The difference that is usually given is that unlike theoretical physicists, philosophers often don’t make falsifiable predictions. But a) at the limit the falsifiability of a theoretical scientist’s prediction is a nebulous affair (see, string theory for example) and b) philosophers rarely make claims regarding the outcome of single experiments—the analog to falsification for a philosophy is something like ‘conceptual irrelevance’. A philosophy is ‘falsified’ when the going scientific paradigm ceases to cohere with the philosophy.
This is not to say the condition of contemporary analytic philosophy departments is a good one. But I think it is historically analogous to something like Tychonian astronomy—on the precipice of a paradigm shift. In particular the issue is that departments are still in large part filled with pre-Turing thinkers; people that have not internalized the deep changes the cybernetic revolution has made to scientific enterprise. When you see philosophers that do understand computers you routinely see very good work. And it certainly seems to me that that fraction of philosophers is growing. It is no surprise the some of the great, recent philosophical insights have come not from philosophy departments but from CS departments. But this community seems to (or at least be prepared to) arbitrarily accord respect to some thinkers over others merely because of what building they work in. See, for example how everyone here knows who Judea Pearl is but no one knows who James Woodward is. This overly negative, almost reactionary attitude toward ‘things labeled philosophy instead of cognitive science’ does not seem likely to speed up the paradigm shift. A more proactive attitude that encouraged promising currents within philosophy departments would be more productive.
But condemning philosophers in this way is, I think, a bit like condemning theoretical physicists for not being experimental physicists.
The difference that is usually given is that unlike theoretical physicists, philosophers often don’t make falsifiable predictions. But a) at the limit the falsifiability of a theoretical scientist’s prediction is a nebulous affair (see, string theory for example) and b) philosophers rarely make claims regarding the outcome of single experiments—the analog to falsification for a philosophy is something like ‘conceptual irrelevance’. A philosophy is ‘falsified’ when the going scientific paradigm ceases to cohere with the philosophy.
I don’t ask for falsifiable experiments, I ask for reasonably narrow group acknowledgement of which things are more likely than others.
Just as physics has a limited set of acceptable beliefs at each scale of matter, and old ideas have been dropped, I’d hope to see philosophy in the same state. I too don’t see a difference in kind, but philosophy seems to have great difficulty as a group saying oops and shedding bad ideas.
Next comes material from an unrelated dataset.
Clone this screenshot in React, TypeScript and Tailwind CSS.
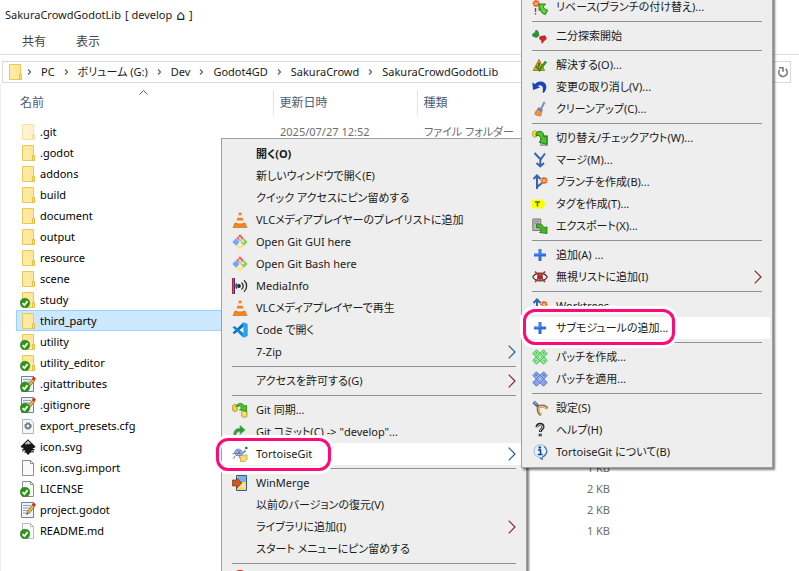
import type { ReactNode } from "react";
import { clsx } from "clsx";

type IconProps = { children: ReactNode };

function Svg({ children }: IconProps) {
  return (
    <svg viewBox="0 0 16 16" className="h-4 w-4 shrink-0" aria-hidden="true">
      {children}
    </svg>
  );
}

/* ---------- File icons ---------- */

const FolderShape = () => (
  <>
    <path d="M2.5 .5h11v15h-11z" fill="#ffe698" stroke="#ecc850" />
    <path d="M3 1h3l6 14H3z" fill="#ffeeb5" opacity=".5" />
    <path d="M12.5 10.5h2v5h-2z" fill="#ffe698" stroke="#e6bd3c" />
  </>
);

const CheckBadge = () => (
  <>
    <circle cx="5" cy="11" r="4.8" fill="#2c9416" stroke="#23780f" strokeWidth=".5" />
    <path d="M2.6 11.2l1.8 1.9 3.2-4" fill="none" stroke="#fff" strokeWidth="1.7" />
  </>
);

const PageShape = () => (
  <>
    <path d="M2.5 .5h8l3 3v12h-11z" fill="#fafafa" stroke="#8d8d8d" />
    <path d="M10.5 .5v3h3" fill="none" stroke="#8d8d8d" />
  </>
);

const EditShape = () => (
  <>
    <path d="M1.5 .5h12v15h-12z" fill="#edf3fa" stroke="#71839c" />
    <path d="M3 3.5h8M3 6h7M3 8.5h5M3 11h4" stroke="#8da4c0" />
    <path d="M6.8 12.2l.8-3 5-6.2 2 1.6-5 6.3z" fill="#f3bd3f" stroke="#74531b" strokeWidth=".7" />
    <path d="M12 2.7L13.7.8l2 1.7-1.5 2z" fill="#e22c20" stroke="#e22c20" strokeWidth=".6" />
    <path d="M6.5 12.6l.4-1.7 1.3 1z" fill="#222" />
  </>
);

const fileIcons: Record<string, ReactNode> = {
  hidden: <g opacity=".5"><FolderShape /></g>,
  folder: <FolderShape />,
  folderOk: <><FolderShape /><CheckBadge /></>,
  editOk: <><EditShape /><CheckBadge /></>,
  edit: <EditShape />,
  page: <PageShape />,
  pageOk: <><PageShape /><CheckBadge /></>,
  mdOk: <><g opacity=".6"><PageShape /><path d="M7 5.5l3 3-3 3z" fill="#5d9bb0" /></g><CheckBadge /></>,
  config: (
    <>
      <path d="M2.5 1.5h8l3 3v11h-11z" fill="#f7f7f7" stroke="#b4b4b4" />
      <circle cx="8" cy="8" r="2.2" fill="none" stroke="#617582" strokeWidth="1.6" />
      <circle cx="8" cy="8" r="3.4" fill="none" stroke="#617582" strokeWidth="1" strokeDasharray="1.4 1.3" />
    </>
  ),
  inkscape: (
    <>
      <path d="M8 .3l7.2 6.9c.8 1-.6 1.8-2.7 2 .5.9 2.3.8 2.2 1.5-.3.9-3 .5-3.4 1.2.1.7 1.1.6.9 1.2-.4.8-2.2.4-2.6 1.2-.2.6-.6 1.4-1.6 1.4s-1.2-.9-1.6-1.6c-.5-.7-2-.3-2.2-1.1 0-.7 1.4-.5 1.3-1.3-.3-.8-3-.4-3.3-1.3 0-.7 1.5-.6 1.7-1.3C2.300 8.800.2 8.200.8 7.200z" fill="#171717" />
      <path d="M8 1.500l3.500 3.400-1.800-.3-1 1.200-1.200-1-1.500 1-1.200-.9z" fill="#b9c6d6" />
      <path d="M12 12.800h2M2 12h1.500" stroke="#171717" />
    </>
  ),
};

/* ---------- Menu icons ---------- */

const GreenArrow = () => (
  <path d="M4 3.200C8-.5 12 1.500 12 7l3-.8V14.500L7 12l2-1.800C9 6.500 7.500 5 4 5.500z" fill="#4cc42a" stroke="#19700f" strokeWidth=".9" />
);

const Plus = () => (
  <>
    <path d="M6.500 2h3v4.500H14v3H9.500V14h-3V9.500H2v-3h4.500z" fill="#2f6fdc" />
    <path d="M7 2.500h1v4.700H2.500" fill="none" stroke="#6ca0f5" strokeWidth=".6" />
  </>
);

const Spark = () => (
  <>
    <path d="M12 3v7M8.500 6.500h7M9.600 4l5 5M14.600 4l-5 5" stroke="#f34a20" strokeWidth="1.500" />
    <circle cx="12" cy="6.500" r="1.600" fill="#ffd23e" />
  </>
);

const Branch = () => (
  <>
    <path d="M5 15V2M1.500 5L5 1.500 8.500 5M5 13l5-4" fill="none" stroke="#3665ac" strokeWidth="2" />
    <Spark />
  </>
);

const Patch = ({ fill, edge }: { fill: string; edge: string }) => (
  <>
    <path d="M4.500.8L8 4.300 11.500.8l3.700 3.700L11.700 8l3.500 3.500-3.700 3.700L8 11.700l-3.500 3.500-3.700-3.700L4.300 8 .8 4.500z" fill={fill} stroke={edge} strokeWidth=".9" strokeLinejoin="round" />
    <path d="M4.300 8L8 4.300 11.700 8 8 11.700z" fill="#ffffff55" stroke={edge} strokeWidth=".9" />
    <path d="M3 4.500h1.500M4.500 3v1.500M11.500 3v1.500M11.500 4.500H13M3 11.500h1.500M11.500 11.500H13M8 6v1M8 9v1M6 8h1M9 8h1" stroke={edge} strokeWidth=".8" />
  </>
);

const menuIcons: Record<string, ReactNode> = {
  vlc: (
    <>
      <path d="M3 11h10l2 4.500H1z" fill="#f08a1d" stroke="#b8651a" strokeWidth=".6" />
      <path d="M7 .5h2L12.500 12.500c-2 1.200-7 1.200-9 0z" fill="#ef7f1a" />
      <path d="M6.200 3.300h3.600l.8 2.500H5.400zM4.600 8.500h6.800l.7 2.300c-2.200 1-6 1-8.200 0z" fill="#f2f2f2" />
    </>
  ),
  git: (
    <>
      <path d="M8 .2l3.700 3.700L8 7.600 4.300 3.900z" fill="#f0625c" />
      <path d="M4 4.300L7.700 8 4 11.700.3 8z" fill="#71a9f7" />
      <path d="M12 4.300L15.700 8 12 11.700 8.300 8z" fill="#8cd05c" />
      <path d="M8 8.400l3.700 3.700L8 15.800l-3.700-3.700z" fill="#fbe38a" />
      <path d="M5.500 2l5.500 5.500M8 4.500v7" fill="none" stroke="#f4f4f4" strokeWidth=".8" />
      <circle cx="8" cy="4.600" r="1" fill="#fff" />
      <circle cx="11" cy="7.600" r="1" fill="#fff" />
      <circle cx="8" cy="11.300" r="1" fill="#fff" />
    </>
  ),
  mediainfo: (
    <>
      <path d="M.500 0v16" stroke="#d21b1b" />
      <path d="M1.500 0v16" stroke="#27a327" />
      <path d="M2.500 0v16" stroke="#2333b5" />
      <circle cx="7" cy="8" r="1.900" fill="#222" />
      <path d="M5 5.500a3.500 3.500 0 000 5M9.500 4.500a4.500 4.500 0 010 7M12 2.300a7.500 7.500 0 010 11.400" fill="none" stroke="#333" strokeWidth="1.400" />
    </>
  ),
  vscode: (
    <>
      <path d="M11.500.3L15.700 2v12l-4.200 1.700z" fill="#25a3ee" />
      <path d="M11.500.3v4.500L2.500 12 .5 10.700z" fill="#0870b8" />
      <path d="M11.500 15.700v-4.500L2.500 4 .5 5.300z" fill="#1286cf" />
    </>
  ),
  sync: (
    <>
      <path d="M.7 3.500L3 2.200l2.300 1.300v5L3 9.800.7 8.500z" fill="#f6d33e" stroke="#a8801b" strokeWidth=".7" />
      <path d="M9.700 9.500L12 8.200l3 1.300v5l-3 1-2.300-1.300z" fill="#f6df63" stroke="#a8801b" strokeWidth=".7" />
      <path d="M4 4.500C6.500 0 11 .8 12 4l2.600-.5v6L7.500 7.800l2-1.800C9 4 6.500 3.700 4 4.500z" fill="#46c628" stroke="#157510" strokeWidth=".7" />
    </>
  ),
  commit: (
    <path d="M2 13.500C.5 7 4 4 8 4.200V1.300L13.300 6 8 10.500V7.800C5.500 7.500 3 9 4.700 13.500z" fill="#31983a" stroke="#77bb70" strokeWidth=".7" />
  ),
  tortoise: (
    <>
      <path d="M2.500 6.500C3.500 2 9 2 10.500 6.500L10 9.500H4z" fill="#a3b8dd" stroke="#5c76a8" strokeWidth=".8" />
      <path d="M5 4l3 3M8.500 4L5 8M.5 7.500h9M3 10l-1.500 3M7 10l1 2.500" fill="none" stroke="#5c76a8" strokeWidth=".9" />
      <path d="M11 7l2.500-2.500" stroke="#7c94c3" strokeWidth="2" />
      <circle cx="14.300" cy="2" r="1.300" fill="#29548b" />
      <path d="M8.500 11l2-2H15v4.500l-2 2H8.500z" fill="#f5dc79" stroke="#bd9536" strokeWidth=".7" />
    </>
  ),
  winmerge: (
    <>
      <path d="M4.500.5h10v15h-10z" fill="#fbd665" stroke="#315f91" />
      <path d="M6 1h8v6H6z" fill="#79b2df" />
      <path d="M8.500 9.500h5M8.500 11.500h5" stroke="#f2f2f2" />
      <path d="M.5 5h4V2.500L9.800 8l-5.300 5.500V11h-4z" fill="#c9582a" stroke="#7d3119" strokeWidth=".7" />
    </>
  ),
  red: <circle cx="8" cy="8" r="8" fill="#d91717" />,
  rebase: (
    <>
      <path d="M4 1v7M.5 4.500h7M1.600 2l5 5M6.600 2l-5 5" stroke="#f34a20" strokeWidth="1.500" />
      <circle cx="4" cy="4.500" r="1.500" fill="#ffd23e" />
      <path d="M3.500 9v4M3.500 14v1.500" stroke="#d9252a" strokeWidth="1.400" />
      <path d="M7 5h6.500l-2 2.200c0 2 1 3 4 3.800l-2 4.500C9.500 14.500 8 12 8.700 9.700L7 11.500z" fill="#5dd632" stroke="#19700f" strokeWidth=".9" />
    </>
  ),
  bisect: (
    <>
      <path d="M4 2l2 1.500L7 7.500 4.500 9.500l-4-1.500L1 5.500l2-.5z" fill="#219b35" stroke="#0e6820" strokeWidth=".6" />
      <path d="M8 8.500l5-.7 1.500 3-2.500 2-2 2.500-.5-3L7.500 11z" fill="#d5272d" stroke="#98141a" strokeWidth=".6" />
    </>
  ),
  resolve: (
    <>
      <path d="M7 2.500L12.500 13.500H1.200z" fill="#f4ad29" stroke="#b77212" />
      <path d="M7 5.500v4M7 11v1.500" stroke="#704409" strokeWidth="1.700" />
      <path d="M4 9l3.500 4L14 4.500" fill="none" stroke="#269b20" strokeWidth="2.600" />
    </>
  ),
  revert: (
    <path d="M.3 3.500L1 11l7-2.500-2.300-1.500C9 5 12 6.500 10.500 13l1.200 1C17 8 13.500 1.800 8 2.500 6 2.700 4.500 3.500 3 5z" fill="#1e43b8" />
  ),
  cleanup: (
    <>
      <path d="M12.500 1L9 8" stroke="#858cab" strokeWidth="1.900" />
      <path d="M6.500 6L11 9l-1.200 2L5.300 8.300z" fill="#6778bf" />
      <path d="M5 8.500l4.700 2.700-1 3.800-5-1-1-1.500z" fill="#f0a34a" stroke="#bb6a26" strokeWidth=".7" />
      <path d="M5.500 10l-2 3M7.500 11l-1 3" stroke="#c87330" strokeWidth=".7" />
    </>
  ),
  switch: (
    <>
      <path d="M8.500 5.500h7v10h-7z" fill="#b5b5b5" stroke="#858585" strokeWidth=".7" />
      <path d="M.7 2L3 .7 5.500 2v4L3 7.300.7 6z" fill="#f7df48" stroke="#b28c20" strokeWidth=".8" />
      <GreenArrow />
    </>
  ),
  merge: (
    <path d="M2.500 1l6 6.300M13 1.500L8.300 7.800V14M4.500 11l3.800 3.500 3.700-3.500" fill="none" stroke="#3665ac" strokeWidth="2" />
  ),
  branch: <Branch />,
  tag: (
    <>
      <path d="M0 3.500h10.500L14 8l-3.500 4.500H0z" fill="#ffff00" />
      <path d="M3 6h5M5.500 6v4.500" stroke="#36762d" strokeWidth="1.500" />
    </>
  ),
  export: (
    <>
      <path d="M.8 1h8v11.500h-8z" fill="#b7b7b7" stroke="#787878" />
      <path d="M2.500 3.500h4.500M2.500 5.500h4.500" stroke="#888" />
      <path d="M4.500 6.500c4-1 6.500 0 7.500 3l3-.6V15.500L7.500 14.500l2-2C9 10 7.500 9.500 4.500 9.800z" fill="#46b828" stroke="#1b720f" strokeWidth=".8" />
    </>
  ),
  plus: <Plus />,
  ignore: (
    <>
      <path d="M.7 8C4 2.800 12 2.800 15.300 8 12 13.200 4 13.200.7 8z" fill="#f8f8f8" stroke="#333" strokeWidth="1.200" />
      <circle cx="8" cy="8" r="2.800" fill="#333" />
      <path d="M3 2.500l10 10.500M13 2.500L3 13" stroke="#dc241d" strokeWidth="1.700" />
    </>
  ),
  patchGreen: <Patch fill="#8df093" edge="#42a94c" />,
  patchBlue: <Patch fill="#8faaf0" edge="#496bbf" />,
  settings: (
    <>
      <path d="M1.500 2l5.500 5" stroke="#53698b" strokeWidth="3.200" />
      <path d="M1.500 1.500l3 3M3.500.5l1 2" stroke="#b8c9df" strokeWidth="1" />
      <path d="M6.500 7c3-1.500 6.500-1 9 1.500M6.500 6.500c-1 3.500 0 6.500 2.500 8.500" fill="none" stroke="#906b35" strokeWidth="2.800" />
      <path d="M7 7c3-1 5.500-.5 8 1.500M7 7c-.8 3.500.2 5.500 2 7.500" fill="none" stroke="#e3c07c" strokeWidth="1.400" />
    </>
  ),
  help: (
    <>
      <path d="M5 5.200C5 1 11.500 1.500 11 5c-.2 2-2.700 2.200-2.700 5M8.200 11.800v2.500" fill="none" stroke="#222" strokeWidth="3" />
      <path d="M5.200 5.200C5.500 2 10.800 2 10.800 5c-.2 2-2.500 2.200-2.500 4.400M8.200 12.500v1" fill="none" stroke="#e5e5e5" strokeWidth="1" />
    </>
  ),
  about: (
    <>
      <path d="M8 .7a7 6.500 0 012.500 12.600L10 15.500l-3-2.200A7 6.500 0 018 .7z" fill="#e9f3fd" stroke="#9db8d6" />
      <path d="M12 2.500c4 3 3.500 8-1.500 10.500L10 15.500l-2-2" fill="none" stroke="#3f73ac" strokeWidth="1.100" />
      <circle cx="7.800" cy="3.500" r="1.300" fill="#113faa" />
      <path d="M6 6h2.500v5M5.800 10.500h4.700" fill="none" stroke="#113faa" strokeWidth="1.500" />
    </>
  ),
};

/* ---------- Data ---------- */

type FileRow = { name: string; icon: string; date?: string; type?: string; size?: string; selected?: boolean };

const files: FileRow[] = [
  { name: ".git", icon: "hidden", date: "2025/07/27 12:52", type: "ファイル フォルダー" },
  { name: ".godot", icon: "folder" },
  { name: "addons", icon: "folder" },
  { name: "build", icon: "folder" },
  { name: "document", icon: "folder" },
  { name: "output", icon: "folder" },
  { name: "resource", icon: "folder" },
  { name: "scene", icon: "folder" },
  { name: "study", icon: "folderOk" },
  { name: "third_party", icon: "folder", selected: true },
  { name: "utility", icon: "folderOk" },
  { name: "utility_editor", icon: "folderOk" },
  { name: ".gitattributes", icon: "editOk" },
  { name: ".gitignore", icon: "editOk" },
  { name: "export_presets.cfg", icon: "config" },
  { name: "icon.svg", icon: "inkscape" },
  { name: "icon.svg.import", icon: "page", size: "1 KB" },
  { name: "LICENSE", icon: "pageOk", size: "2 KB" },
  { name: "project.godot", icon: "edit", size: "2 KB" },
  { name: "README.md", icon: "mdOk", size: "1 KB" },
];

const crumbs = ["PC", "ボリューム (G:)", "Dev", "Godot4GD", "SakuraCrowd", "SakuraCrowdGodotLib"];

type Entry = {
  label: string;
  icon?: string;
  bold?: boolean;
  arrow?: string;
  marked?: boolean;
};

const contextMenu: (Entry | null)[] = [
  { label: "開く(O)", bold: true },
  { label: "新しいウィンドウで開く(E)" },
  { label: "クイック アクセスにピン留めする" },
  { label: "VLCメディアプレイヤーのプレイリストに追加", icon: "vlc" },
  { label: "Open Git GUI here", icon: "git" },
  { label: "Open Git Bash here", icon: "git" },
  { label: "MediaInfo", icon: "mediainfo" },
  { label: "VLCメディアプレイヤーで再生", icon: "vlc" },
  { label: "Code で開く", icon: "vscode" },
  { label: "7-Zip", arrow: "#1d5f9e" },
  null,
  { label: "アクセスを許可する(G)", arrow: "#8a2430" },
  null,
  { label: "Git 同期...", icon: "sync" },
  { label: 'Git コミット(C) -> "develop"...', icon: "commit" },
  { label: "TortoiseGit", icon: "tortoise", arrow: "#1d5f9e", marked: true },
  null,
  { label: "WinMerge", icon: "winmerge" },
  { label: "以前のバージョンの復元(V)" },
  { label: "ライブラリに追加(I)", arrow: "#8a2430" },
  { label: "スタート メニューにピン留めする" },
  null,
];

const gitMenu: (Entry | null)[] = [
  { label: "リベース(ブランチの付け替え)...", icon: "rebase" },
  null,
  { label: "二分探索開始", icon: "bisect" },
  null,
  { label: "解決する(O)...", icon: "resolve" },
  { label: "変更の取り消し(V)...", icon: "revert" },
  { label: "クリーンアップ(C)...", icon: "cleanup" },
  null,
  { label: "切り替え/チェックアウト(W)...", icon: "switch" },
  { label: "マージ(M)...", icon: "merge" },
  { label: "ブランチを作成(B)...", icon: "branch" },
  { label: "タグを作成(T)...", icon: "tag" },
  { label: "エクスポート(X)...", icon: "export" },
  null,
  { label: "追加(A) ...", icon: "plus" },
  { label: "無視リストに追加(I)", icon: "ignore", arrow: "#8a2430" },
  null,
  { label: "Worktrees", icon: "branch" },
  { label: "サブモジュールの追加...", icon: "plus", marked: true },
  null,
  { label: "パッチを作成...", icon: "patchGreen" },
  { label: "パッチを適用...", icon: "patchBlue" },
  null,
  { label: "設定(S)", icon: "settings" },
  { label: "ヘルプ(H)", icon: "help" },
  { label: "TortoiseGit について(B)", icon: "about" },
];

/* ---------- Parts ---------- */

function MenuItem({ entry }: { entry: Entry }) {
  return (
    <button
      type="button"
      role="menuitem"
      className={clsx(
        "flex h-[22px] w-full items-center gap-2 whitespace-nowrap pl-[10px] pr-2 text-left",
        entry.bold && "font-bold",
        entry.marked ? "bg-white" : "hover:bg-white"
      )}
    >
      <Svg>{entry.icon && menuIcons[entry.icon]}</Svg>
      <span className="flex-1">{entry.label}</span>
      {entry.arrow && (
        <svg viewBox="0 0 8 14" className="h-[14px] w-2" aria-hidden="true">
          <path d="M.7 .7L7 7 .7 13.300" fill="none" stroke={entry.arrow} strokeWidth="1.200" />
        </svg>
      )}
    </button>
  );
}

function Menu({ items, className, children }: { items: (Entry | null)[]; className: string; children?: ReactNode }) {
  return (
    <div
      role="menu"
      className={clsx(
        "absolute border border-[#a0a0a0] bg-[#eeeeee] py-1 pr-[2px] shadow-[2px_2px_2px_rgba(0,0,0,0.5)]",
        className
      )}
    >
      {items.map((entry, i) =>
        entry ? (
          <MenuItem key={i} entry={entry} />
        ) : (
          <div key={i} role="separator" className="flex h-[7px] items-center pl-[10px] pr-2">
            <div className="h-px w-full bg-[#919191]" />
          </div>
        )
      )}
      {children}
    </div>
  );
}

function Marker({ className }: { className: string }) {
  return (
    <div
      className={clsx(
        "pointer-events-none absolute rounded-[12px] border-[3px] border-[#ff0a78] shadow-[0_0_0_3px_#fff,inset_0_0_0_2px_#fff]",
        className
      )}
    />
  );
}

function Crumb({ label }: { label: string }) {
  return (
    <li className="flex items-center">
      <svg viewBox="0 0 5 6" className="mr-[9px] h-[6px] w-[5px]" aria-hidden="true">
        <path d="M1 .5L3.500 3 1 5.500" fill="none" stroke="#666" strokeWidth="1.300" />
      </svg>
      <a href="#" className="mr-[9px] whitespace-nowrap">{label}</a>
    </li>
  );
}

export default function App() {
  return (
    <div className="relative flex h-screen flex-col overflow-hidden bg-white font-['Noto_Sans','Noto_Sans_CJK_JP',sans-serif] text-[11px] leading-[20px] text-[#1a1a1a] [font-feature-settings:'palt']">
      <header className="border-b border-[#dcdcdc]">
        <h1 className="flex gap-1 px-[5px] pt-[5px]">
          <span>SakuraCrowdGodotLib</span>
          <span>[ develop</span>
          <span className="font-['DejaVu_Sans',sans-serif] text-[14px]">⌂</span>
          <span>]</span>
        </h1>
        <nav className="flex gap-[30px] px-[22px] pt-[7px] pb-[2px] text-[12px] text-[#444]">
          <button type="button">共有</button>
          <button type="button">表示</button>
        </nav>
      </header>

      <div className="mt-[6px] mr-2 ml-[2px] flex h-[22px] items-center border border-[#d9d9d9]">
        <div className="mx-1">
          <Svg>{fileIcons.folder}</Svg>
        </div>
        <ol className="flex flex-1">
          {crumbs.map((label) => (
            <Crumb key={label} label={label} />
          ))}
        </ol>
        <button type="button" aria-label="更新" className="flex h-full w-[14px] items-center justify-center">
          <svg viewBox="0 0 12 12" className="h-3 w-3" aria-hidden="true">
            <path d="M8.600 3A4.200 4.200 0 112.500 4M2 1.800h4v4" fill="none" stroke="#777" strokeWidth="1.600" />
          </svg>
        </button>
      </div>

      <main className="flex-1 border-l border-[#ececec] pt-[7px] pl-[15px]">
        <table className="w-[601px] table-fixed border-collapse">
          <colgroup>
            <col className="w-[257px]" />
            <col className="w-[144px]" />
            <col />
            <col className="w-[94px]" />
          </colgroup>
          <thead className="text-left text-[12px] text-[#4c607a]">
            <tr className="h-[25px]">
              <th className="relative px-1 font-normal">
                名前
                <svg viewBox="0 0 9 5" className="absolute top-0 left-[123px] h-[5px] w-[9px]" aria-hidden="true">
                  <path d="M.5 4.500l4-4 4 4" fill="none" stroke="#666" />
                </svg>
              </th>
              <th className="border-l border-[#e2e2e2] px-[6px] font-normal">更新日時</th>
              <th className="border-l border-[#e2e2e2] px-[6px] font-normal">種類</th>
              <th />
            </tr>
            <tr className="h-[6px]" />
          </thead>
          <tbody>
            {files.map((file) => (
              <tr
                key={file.name}
                className={clsx(
                  "h-[21px]",
                  file.selected && "bg-[#cce8ff] outline outline-1 -outline-offset-1 outline-[#99d1ff]"
                )}
              >
                <td className="p-0">
                  <div className="flex items-center gap-1 pl-1 text-black">
                    <Svg>{fileIcons[file.icon]}</Svg>
                    <span>{file.name}</span>
                  </div>
                </td>
                <td className="px-[7px] py-0 text-[#6d6d6d]">{file.date}</td>
                <td className="px-[7px] py-0 whitespace-nowrap text-[#6d6d6d]">{file.type}</td>
                <td className="px-[7px] py-0 text-right text-[#6d6d6d]">{file.size}</td>
              </tr>
            ))}
          </tbody>
        </table>
      </main>

      <Menu items={contextMenu} className="top-[138px] left-[221px] w-[306px]">
        <div className="flex h-[22px] items-center pl-[10px]">
          <Svg>{menuIcons.red}</Svg>
        </div>
      </Menu>
      <Marker className="top-[438px] left-[216px] h-[33px] w-[115px]" />
      <Menu items={gitMenu} className="-top-[9px] left-[521px] w-[252px]" />
      <Marker className="top-[309px] left-[523px] h-[36px] w-[152px]" />
    </div>
  );
}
This overly negative, almost reactionary attitude toward ‘things labeled philosophy instead of cognitive science’ does not seem likely to speed up the paradigm shift. A more proactive attitude that encouraged promising currents within philosophy departments would be more productive.
This is a criticism of expressions, not thoughts or even attitudes.
This whole discussion seems needlessly beholden to an unjustified distinction between philosophy and science: that the difference between the two is a matter of kind not of degree. If we call the entire enterprise of mapping the territory ‘cartography’ then there is a spectrum from applied cartography- which involves mapping particular regions with known and justified methods (stamp collecting at the limit)- to theoretical cartography in which controversial methods are debated, the aim and nature of the enterprise clarified, meta-issues discussed and theories of utmost generality advanced. There are sociological facts about the scientific enterprise that result in the spectrum being divided in arbitrary ways—certain mapping techniques are only done in certain university buildings, for example. One of these divisions involves putting a large fraction of our most theoretical cartographers in the same building.
The result is your typical Less Wrong poster laughing “Oh you silly philosophers, proven wrong time and time again by experiment. What a worthless enterprise. Why don’t you just go out and see what is there?” But condemning philosophers in this way is, I think, a bit like condemning theoretical physicists for not being experimental physicists.
The difference that is usually given is that unlike theoretical physicists, philosophers often don’t make falsifiable predictions. But a) at the limit the falsifiability of a theoretical scientist’s prediction is a nebulous affair (see, string theory for example) and b) philosophers rarely make claims regarding the outcome of single experiments—the analog to falsification for a philosophy is something like ‘conceptual irrelevance’. A philosophy is ‘falsified’ when the going scientific paradigm ceases to cohere with the philosophy.
This is not to say the condition of contemporary analytic philosophy departments is a good one. But I think it is historically analogous to something like Tychonian astronomy—on the precipice of a paradigm shift. In particular the issue is that departments are still in large part filled with pre-Turing thinkers; people that have not internalized the deep changes the cybernetic revolution has made to scientific enterprise. When you see philosophers that do understand computers you routinely see very good work. And it certainly seems to me that that fraction of philosophers is growing. It is no surprise the some of the great, recent philosophical insights have come not from philosophy departments but from CS departments. But this community seems to (or at least be prepared to) arbitrarily accord respect to some thinkers over others merely because of what building they work in. See, for example how everyone here knows who Judea Pearl is but no one knows who James Woodward is. This overly negative, almost reactionary attitude toward ‘things labeled philosophy instead of cognitive science’ does not seem likely to speed up the paradigm shift. A more proactive attitude that encouraged promising currents within philosophy departments would be more productive.
I don’t ask for falsifiable experiments, I ask for reasonably narrow group acknowledgement of which things are more likely than others.
Just as physics has a limited set of acceptable beliefs at each scale of matter, and old ideas have been dropped, I’d hope to see philosophy in the same state. I too don’t see a difference in kind, but philosophy seems to have great difficulty as a group saying oops and shedding bad ideas.
This is a criticism of expressions, not thoughts or even attitudes.